Las obritas de teatro que montábamos en el pasillo de la Escuela de Artes. La Escuela de Artes. Las cervezas compartidas en infinitud de tascas. La Marilyn de Warhol en el MBA. Dice E., que la única explicación posible para que eso esté ahí es que se haya caído un avión con obras de arte.

El Festival Internacional de Teatro, nosotras corriendo enloquecidas de un lugar a otro a ver las obras, maquillándonos en el metro, riendo con esa alegría insoportable de la juventud. Me quedo sin manos y sin voz mientras aplaudo al Berliner Ensemble. El Teresa Carreño, su solemnidad modernista.

Las clases de Gabi y Anaira. La noche en que vi nacer las luciérnagas en una montaña en Manzanares. Parece un nacimiento, ya sé que es un nacimiento, ya han pasado varias Navidades.

La Feria del Ateneo, el frío decembrino, los cielos transparentes. Los ojos fosforescentes de D. se clavan en mi en el Rajatabla. Las noches caminando, tomada de su mano, por La Candelaria. La vista desde mi apartamento en La Candelaria.

Salsa cabilla. Caracas fiesta. De Rajatabla al Maní, del Maní a una arepera. Arepa de guayanés levanta muertos. Si no, bailanta en The Doors, La Mosca, en Discovery. Bailar, donde sea, como una odalisca que Alá arrojó al viento.

L.y yo besándonos en Sabana Grande. Nada existe salvo nosotros y los libros de Borges.

Las panaderías de Bello Monte, Bello Monte, su arquitectura. Las campanadas de una iglesia en El Paraíso. Las ventanas coloniales que sobreviven en Santa Rosalía. El Ícaro del Parque Los Caobos. El Parque Los Caobos desde el ventanal de la oficina en el MBA. La Cotamil en la madrugada cuando aún se podía estar en la Cotamil de madrugada.

Bajar a La Guaira muy temprano, cuando el mar aún es plata pura. Los dulces criollos de El Hatillo. El parquecito en La Boyera donde aprendí a ser grande, donde me enamoré por primera vez.

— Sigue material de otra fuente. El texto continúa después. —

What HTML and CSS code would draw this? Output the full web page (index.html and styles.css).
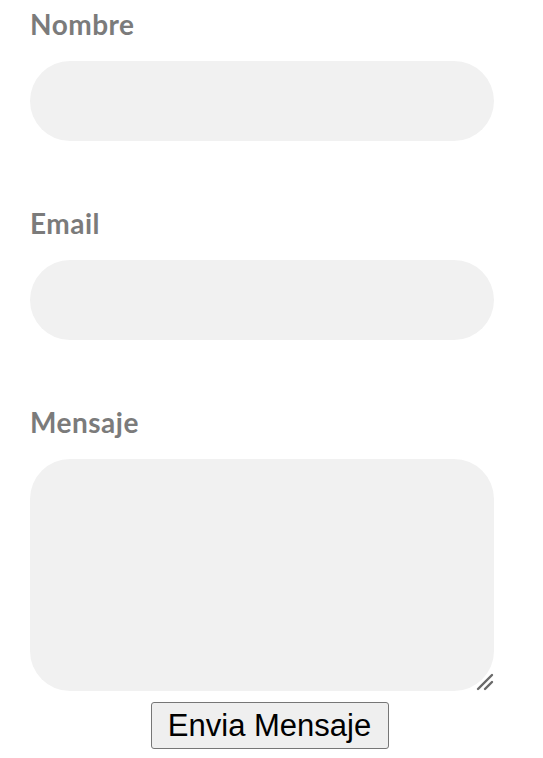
FILE: index.html
```html
<!DOCTYPE html>
<html lang="es">
<head>
<meta charset="utf-8">
<title>Contacto</title>
<link rel="stylesheet" href="styles.css">
</head>
<body>
<form class="form">
  <div class="field">
    <label class="label" for="nombre">Nombre</label>
    <input class="input" id="nombre" type="text">
  </div>
  <div class="field">
    <label class="label" for="email">Email</label>
    <input class="input" id="email" type="email">
  </div>
  <div class="field field-last">
    <label class="label" for="mensaje">Mensaje</label>
    <div class="area-wrap">
      <textarea class="area" id="mensaje"></textarea>
      <svg class="grip" width="20" height="20" viewBox="0 0 20 20">
        <line x1="3" y1="18" x2="17" y2="4" stroke="#6a6a6a" stroke-width="2.4" stroke-linecap="round"/>
        <line x1="10" y1="18" x2="17" y2="11" stroke="#6a6a6a" stroke-width="2.4" stroke-linecap="round"/>
      </svg>
    </div>
  </div>
  <div class="actions">
    <button class="btn" type="submit">Envia Mensaje</button>
  </div>
</form>
</body>
</html>
```
FILE: styles.css
```css
* { box-sizing: border-box; }
html, body { margin: 0; padding: 0; background: #fff; }
body { width: 543px; height: 758px; overflow: hidden; }
.form {
  display: flex;
  flex-direction: column;
  padding: 6px 49px 0 30px;
}
.field {
  display: flex;
  flex-direction: column;
  margin-bottom: 64px;
}
.field-last { margin-bottom: 0; }
.label {
  font-family: "Lato", "Open Sans", sans-serif;
  font-weight: 700;
  font-size: 28px;
  letter-spacing: 0.5px;
  line-height: 36px;
  color: #7b7b7b;
  margin-bottom: 19px;
}
.input {
  display: block;
  width: 464px;
  height: 80px;
  border: none;
  border-radius: 40px;
  background: #f1f1f1;
  outline: none;
}
.area-wrap { position: relative; width: 464px; }
.area {
  display: block;
  width: 464px;
  height: 232px;
  border: none;
  border-radius: 40px;
  background: #f1f1f1;
  resize: none;
  outline: none;
}
.grip {
  position: absolute;
  right: -1px;
  bottom: 0px;
}
.actions {
  display: flex;
  justify-content: center;
  padding-top: 11px;
  margin-left: -30px;
  margin-right: -45px;
}
.btn {
  font-family: "Liberation Sans", Arial, sans-serif;
  font-size: 31px;
  color: #000;
  background: #efefef;
  border: 1.5px solid #767676;
  border-radius: 3px;
  width: 238px;
  height: 47px;
  padding: 0;
  line-height: 1;
}
```
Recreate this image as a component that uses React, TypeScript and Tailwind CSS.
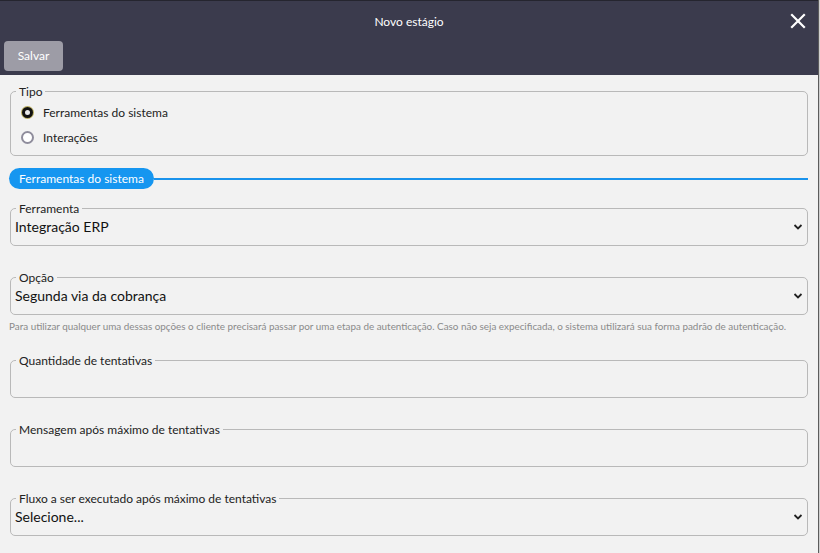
import React from "react";

function Chevron() {
  return (
    <svg width="10" height="7" viewBox="0 0 10 7" className="absolute right-[4px] top-1/2 -translate-y-1/2">
      <path d="M1.5 1.5 L5 5 L8.5 1.5" fill="none" stroke="#222" strokeWidth="1.8" />
    </svg>
  );
}

function Field({ label, value, select }: { label: string; value?: string; select?: boolean }) {
  return (
    <fieldset className="border border-[#b9b9b9] rounded-[5px] mx-[10px] h-[45px] relative">
      <legend className="ml-[5px] px-[3px] text-[12px] leading-[15px] text-[#222]">{label}</legend>
      <div className="relative h-[22px] px-[4px] text-[14px] leading-[22px] text-[#111]">
        {value}
        {select && <Chevron />}
      </div>
    </fieldset>
  );
}

export default function App() {
  return (
    <div className="w-[820px] h-[553px] overflow-hidden flex bg-[#f2f2f2]" style={{ fontFamily: "Lato, 'Noto Sans', sans-serif" }}>
      <div className="flex-1 flex flex-col min-w-0">
        <div className="h-[75px] bg-[#3b3b4d] border-t border-[#25252f] relative flex flex-col">
          <div className="text-center text-white text-[12px] leading-[15px] mt-[13px]">Novo estágio</div>
          <svg width="16" height="16" viewBox="0 0 16 16" className="absolute right-[12px] top-[12px]">
            <path d="M2 2 L14 14 M14 2 L2 14" stroke="#fff" strokeWidth="2.2" strokeLinecap="square" />
          </svg>
          <button className="ml-[4px] mt-[12px] w-[59px] h-[30px] rounded-[4px] bg-[#9d9ca6] text-white text-[12px]">Salvar</button>
        </div>
        <div className="flex flex-col">
          <fieldset className="border border-[#b9b9b9] rounded-[5px] mx-[10px] mt-[9px] pb-[5px]">
            <legend className="ml-[5px] px-[3px] text-[12px] leading-[15px] text-[#222]">Tipo</legend>
            <div className="pt-[1px]">
              <div className="h-[25px] flex items-center pl-[10px] gap-[9px]">
                <span className="w-[13px] h-[13px] rounded-full bg-[#b5aa5c] flex items-center justify-center">
                  <span className="w-[11px] h-[11px] rounded-full border-[3px] border-[#111] bg-[#eaeaea]" />
                </span>
                <span className="text-[12px] text-[#222]">Ferramentas do sistema</span>
              </div>
              <div className="h-[25px] flex items-center pl-[10px] gap-[9px]">
                <span className="w-[13px] h-[13px] rounded-full border-2 border-[#8f8d9c] bg-white" />
                <span className="text-[12px] text-[#222]">Interações</span>
              </div>
            </div>
          </fieldset>
          <div className="flex items-center mt-[12px] ml-[9px] mr-[10px]">
            <div className="h-[21px] px-[10px] rounded-full bg-[#1696f0] text-white text-[12px] leading-[21px] whitespace-nowrap">Ferramentas do sistema</div>
            <div className="flex-1 h-[2px] bg-[#1a93ec]" />
          </div>
          <div className="mt-[12px]">
            <Field label="Ferramenta" value="Integração ERP" select />
          </div>
          <div className="mt-[24px]">
            <Field label="Opção" value="Segunda via da cobrança" select />
          </div>
          <div className="mx-[9px] mt-[5px] text-[9.9px] leading-[12px] text-[#8a8a8a] whitespace-nowrap">
            Para utilizar qualquer uma dessas opções o cliente precisará passar por uma etapa de autenticação. Caso não seja expecificada, o sistema utilizará sua forma padrão de autenticação.
          </div>
          <div className="mt-[21px]">
            <Field label="Quantidade de tentativas" />
          </div>
          <div className="mt-[24px]">
            <Field label="Mensagem após máximo de tentativas" />
          </div>
          <div className="mt-[24px]">
            <Field label="Fluxo a ser executado após máximo de tentativas" value="Selecione..." select />
          </div>
        </div>
      </div>
      <div className="w-[2px] flex">
        <div className="w-[1px] bg-[#5c5c5c]" />
        <div className="w-[1px] bg-[#cfcfcf]" />
      </div>
    </div>
  );
}
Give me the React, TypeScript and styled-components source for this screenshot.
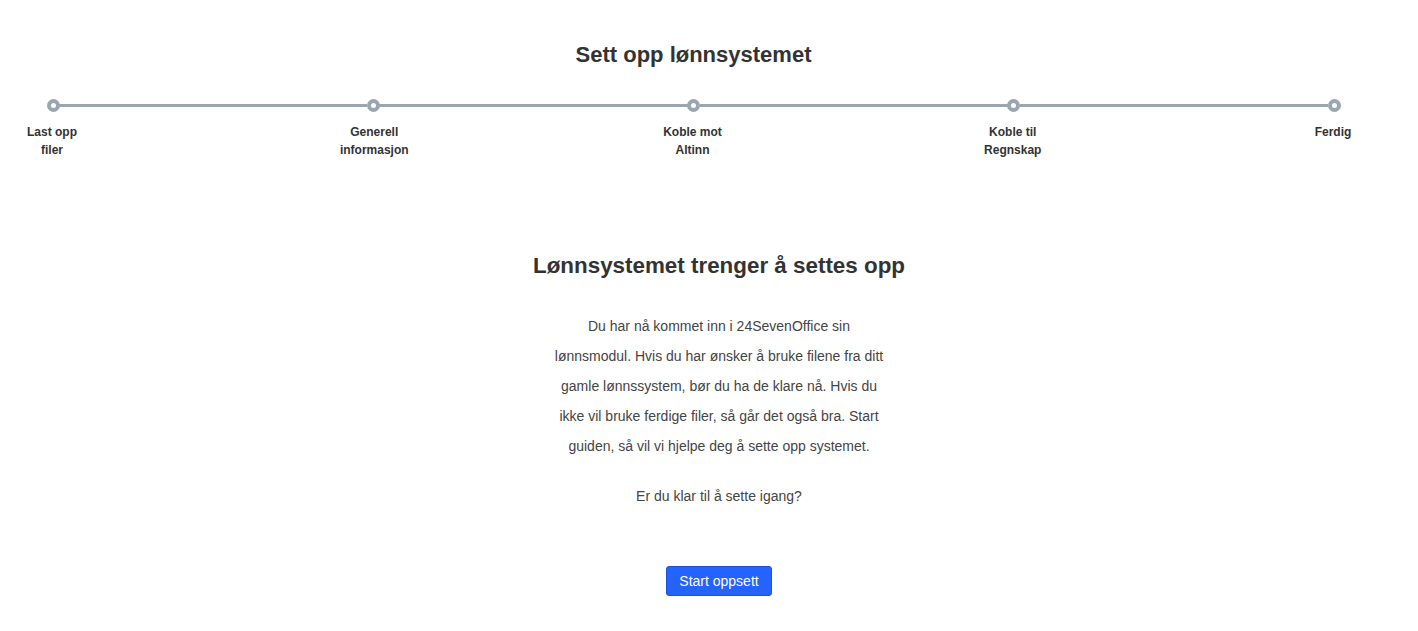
import React from 'react';
import styled, { createGlobalStyle } from 'styled-components';

const GlobalStyle = createGlobalStyle`
  body {
    margin: 0;
    background: #fff;
    font-family: 'Liberation Sans', Arial, sans-serif;
    color: #333;
  }
`;

const Page = styled.div`
  width: 1418px;
  padding-top: 41px;
`;

const Header = styled.div`
  width: 1387px;
`;

const Title = styled.h1`
  margin: 0;
  font-size: 22px;
  line-height: 28px;
  font-weight: 700;
  text-align: center;
  color: #333;
`;

const Stepper = styled.ol`
  list-style: none;
  display: flex;
  align-items: flex-start;
  margin: 30px 0 0;
  padding: 0 13px;
`;

const Step = styled.li`
  width: 80px;
  flex: none;
  display: flex;
  flex-direction: column;
  align-items: center;
`;

const Dot = styled.span`
  box-sizing: border-box;
  width: 13px;
  height: 13px;
  border: 4px solid #9ba6b1;
  border-radius: 50%;
  background: #fff;
`;

const Connector = styled.li`
  flex: 1;
  height: 3px;
  margin: 5px -34px 0;
  background: #9ba6b1;
`;

const Label = styled.span<{ $shift?: number }>`
  margin-top: 11px;
  margin-left: ${(p) => (p.$shift ?? 0) * 2}px;
  font-size: 12px;
  line-height: 18px;
  font-weight: 700;
  text-align: center;
  color: #333;
  white-space: pre-line;
`;

const Main = styled.main`
  margin-top: 92px;
  padding-left: 20px;
  display: flex;
  flex-direction: column;
  align-items: center;
`;

const Heading = styled.h2`
  margin: 0;
  font-size: 22.4px;
  line-height: 30px;
  font-weight: 700;
  color: #333;
`;

const Text = styled.p<{ $gap?: number }>`
  width: 336px;
  margin: ${(p) => p.$gap ?? 0}px 0 0;
  font-size: 14px;
  line-height: 30px;
  text-align: center;
  color: #444;
`;

const StartButton = styled.button`
  margin-top: 55px;
  height: 30px;
  padding: 0 12px;
  border: 1px solid #1d50d6;
  border-radius: 3px;
  background: #2563ff;
  color: #fff;
  font-family: inherit;
  font-size: 14px;
  cursor: pointer;
`;

const steps = [
  { label: 'Last opp\nfiler', shift: -1 },
  { label: 'Generell\ninformasjon', shift: 1 },
  { label: 'Koble mot\nAltinn', shift: -1 },
  { label: 'Koble til\nRegnskap', shift: -1 },
  { label: 'Ferdig', shift: -1 },
];

function App() {
  return (
    <Page>
      <GlobalStyle />
      <Header>
        <Title>Sett opp lønnsystemet</Title>
        <Stepper>
          {steps.map((s, i) => (
            <React.Fragment key={s.label}>
              {i > 0 && <Connector aria-hidden />}
              <Step>
                <Dot />
                <Label $shift={s.shift}>{s.label}</Label>
              </Step>
            </React.Fragment>
          ))}
        </Stepper>
      </Header>
      <Main>
        <Heading>Lønnsystemet trenger å settes opp</Heading>
        <Text $gap={30}>
          Du har nå kommet inn i 24SevenOffice sin lønnsmodul. Hvis du har ønsker å bruke filene fra ditt
          gamle lønnssystem, bør du ha de klare nå. Hvis du ikke vil bruke ferdige filer, så går det også
          bra. Start guiden, så vil vi hjelpe deg å sette opp systemet.
        </Text>
        <Text $gap={20}>Er du klar til å sette igang?</Text>
        <StartButton>Start oppsett</StartButton>
      </Main>
    </Page>
  );
}

export default App;
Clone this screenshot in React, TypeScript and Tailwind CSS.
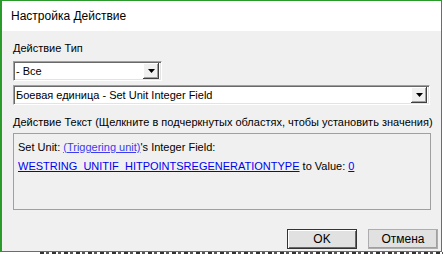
import React from 'react';

const font = "font-['Liberation_Sans',Arial,sans-serif]";

const Arrow: React.FC = () => (
    <div className="w-[16px] h-[16px] bg-[#f0f0f0] flex items-center justify-center shadow-[inset_-1px_-1px_0_#404040,inset_1px_1px_0_#ffffff,inset_-2px_-2px_0_#a0a0a0]">
        <svg width="7" height="4" viewBox="0 0 7 4">
            <path d="M0 0h7L3.5 4z" fill="#000" />
        </svg>
    </div>
);

const Combo: React.FC<{ text: string; className: string }> = ({ text, className }) => (
    <div className={`h-[20px] bg-white flex items-center justify-between border border-[#a0a0a0] border-b-white border-r-white shadow-[inset_1px_1px_0_#696969,inset_-1px_-1px_0_#e3e3e3] pl-[2px] pr-[2px] ${className}`}>
        <span className="text-[11px] leading-[13px] text-black whitespace-nowrap">{text}</span>
        <Arrow />
    </div>
);

export default function App() {
    return (
        <div className={`w-[443px] h-[254px] bg-white overflow-hidden ${font}`}>
            {/* Dialog */}
            <div className="w-[442px] h-[252px] border border-[#2a9a2a] border-l-2 flex flex-col">
                {/* Title bar */}
                <div className="h-[30px] bg-white flex items-center pl-[9px]">
                    <span className="text-[12px] text-black">Настройка Действие</span>
                </div>

                {/* Body */}
                <div className="flex-1 bg-[#f0f0f0] flex flex-col pl-[11px] pr-[3px] pt-[11px]">
                    <div className="text-[11px] leading-[13px] text-black">Действие Тип</div>
                    <Combo text="- Все" className="w-[149px] mt-[6px]" />
                    <Combo text="Боевая единица - Set Unit Integer Field" className="w-[417px] mt-[4px]" />
                    <div className="text-[11px] leading-[13px] text-black mt-[11px] whitespace-nowrap">
                        Действие Текст (Щелкните в подчеркнутых областях, чтобы установить значения)
                    </div>

                    {/* Action text */}
                    <div className="w-[418px] h-[77px] mt-[4px] border border-[#a0a0a0] px-[4px] pt-[4px] text-[11px] leading-[19px] text-black">
                        <div className="whitespace-nowrap">
                            Set Unit: <span className="text-[#3c3cf0] underline">(Triggering unit)</span>'s Integer Field:
                        </div>
                        <div className="whitespace-nowrap">
                            <span className="text-[#0000f0] underline">WESTRING_UNITIF_HITPOINTSREGENERATIONTYPE</span> to Value: <span className="text-[#0000f0] underline">0</span>
                        </div>
                    </div>

                    {/* Buttons */}
                    <div className="flex justify-end gap-[11px] mt-[19px]">
                        <button className="w-[70px] h-[20px] bg-[#e1e1e1] border border-[#333] shadow-[inset_1px_1px_0_#ffffff,inset_-1px_-1px_0_#696969] text-[12px] leading-[14px] text-black">
                            OK
                        </button>
                        <button className="w-[70px] h-[20px] bg-[#e1e1e1] border border-[#adadad] shadow-[inset_-1px_-1px_0_#a0a0a0] text-[12px] leading-[14px] text-black">
                            Отмена
                        </button>
                    </div>
                </div>
            </div>
            {/* Window behind, only a sliver shows */}
            <div className="h-[2px] ml-[40px] bg-[repeating-linear-gradient(90deg,#333_0_4px,#fff_4px_6px,#555_6px_9px,#fff_9px_12px)]" />
        </div>
    );
}
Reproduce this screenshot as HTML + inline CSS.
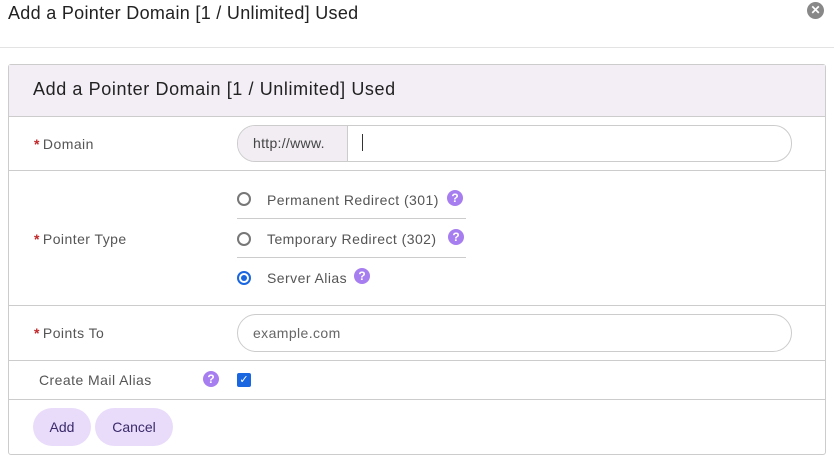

Los pájaros en un árbol de Chacaíto, un concierto matutino que nos recibe tras haber caminado toda la noche por Chacao cantando The Beatles. La oficinita que tenía con T., los libros que hicimos. La biblioteca del MAC.

El Celarg, la Cinemateca, el Centro Plaza. Las fiesticas en casa de M. y en casa de R.

Aquel 1ro de enero, en el carrito destartalado de M., con su radio que sintoniza solo una estación AM. Joropo trancao mientras amanece. El Ávila es primero una silueta azul contra el cielo. A medida que sale el sol se llena de verdes, grises, marrones, naranjas. Se hace cuerpo, volumen.

Cumple F. y voy al cumpleaños un poco a rastras, casi en piyamas. Entro a la tasca haciendo un showcito. Una presencia luminosa y calma me paraliza. La ciudad me regala un esposo cuando creo que ya no tiene nada que regalarme.

Nosotros. Todos nosotros. El lugar que fuimos.

La despedida

Vamos rumbo a Maiquetía. No puedo más con tanto horror. No quiero abrir las listas de estudiantes detenidos y asesinados y encontrar allí a cualquiera de mis muchachitos. No quiero detenidos y asesinados, aunque no los conozca. Esto me sobrepasa. El dinero no me alcanza ya para comprar comida. ¿Qué futuro tenemos aquí, si es que no nos meten un balazo en la cabeza? ¿Qué estás haciendo con tu vida, Kelly?

La mitad de mis amigos no vive ya en Venezuela. Mis padres ya no viven en Venezuela.

Fui a despedirme del país en Chichiriviche de la Costa. Bautizamos a mi ahijado y también le pedí bendiciones al mar para este nuevo camino. Me despedí de la UCV, ese espacio que habité durante dieciséis años -primero como estudiante, luego como profesora- una mañana silenciosa, sin saber cuándo volvería a verla.

Vamos rumbo a Maiquetía, en un taxi. La mano de César sobre la mia logra que no me desplome llorando, sus ojos verdes y silenciosos miran por la ventana. No nos hablamos casi. Es 14 de julio del 2014. La mañana es gris, lluviosa. Sobre la montala nubes negras se agolpan, opresoras, pesadas. Esa es mi última imagen.

Vamos a un país al norte, un país que queda detrás del Ávila. El Ávila es también la última coordenada.

La imaginaria

He vuelto. La ciudad tiene ese no se qué polvoriento que tienen los lugares donde algo terrible pasó. Es casi imperceptible pero, si uno aguza el alma, puede sentirlo: un murmullo doloroso que habita debajo de las cosas, las voces de los muertos. Pero, a pesar de todo, bulle. Bulle en sus cafés, en sus panaderías, en sus museos, en sus esquinas, universidades. Bulle de noche y de día y la gente atraviesa tranquila ese bullicio. Me gusta verlos, de nuevo. No olvidaron, pero fueron capaces de sobreponerse. Camino de nuevo estas calles que hace más de veinte años que tuve que aprenderme. Lo hago sin miedo.

Quedan algunos amigos, los que no se fueron, los que sobrevivieron a toda costa. Los abrazo, finalmente.

Doblo por una esquina de Plaza Altamira, rumbo al norte. Hace calor y el cielo es un espejismo azul.

El Ávila permanece allí, insoslayable.